Since a book of my poetry was released I haven’t written much. Scribbles here and notes there, but nothing I would call writing. Since that life giving project I have fallen in love again. The kind of love which makes me think of a well cooked, savory meal; suddenly you are full and you don’t remember when during dinner it happened. You reach for more pie and hope the feeling never ends. My love is a quiet person with long delicate fingers and intelligent, peaceful eyes. A gentle person with a surprising past, who is willing to play pretend and encourage the frequent use of crayons.  Full of  curiosity which is only hampered with the most withering of stares and who’s dreams sound so lovely they have begun to melt with mine. Our relationship is on the runway and it seems to be clear skies all the way. But, we agree, it is never really known what the blue will bring. We press our nervous palms together, interlacing our fingers in silent prayer that the weather channel was right.

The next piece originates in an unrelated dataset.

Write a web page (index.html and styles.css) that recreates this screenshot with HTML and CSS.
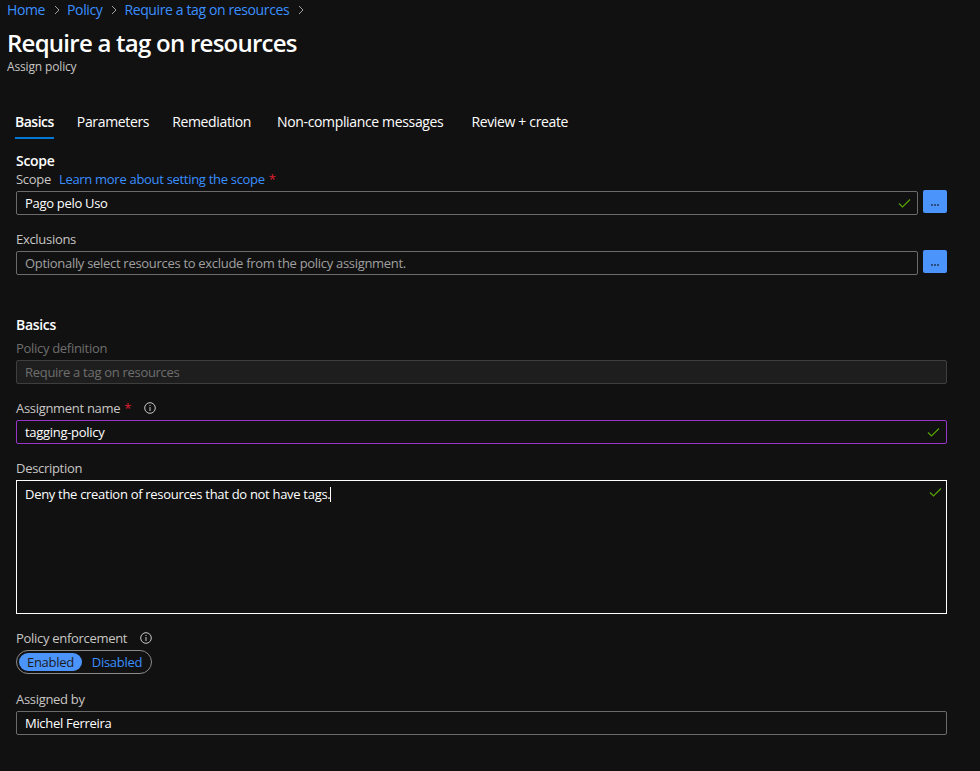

I bring up this shift in circumstances not only because it is dearly important to me on a personal level, but also because it has helped to change the course of my writing. I have looked to subjects other than my depression and the terrible curses I have cast on my relationships. My love is not totally responsible for this shift, there have been many changes and relationship mendings which have contributed. And it is true, I still take a heart connection into consideration when I am browsing a subject. However, I find it difficult to accept stories without hope in them. I can clearly see the problem with this— life basically— and yet make no attempt to adjust it. So, when I picked up I Was Amelia Earhart, by Jane Mendelsohn, from on of the many stacks quietly taking over my livingroom floor, I didn’t expect what I ended up getting.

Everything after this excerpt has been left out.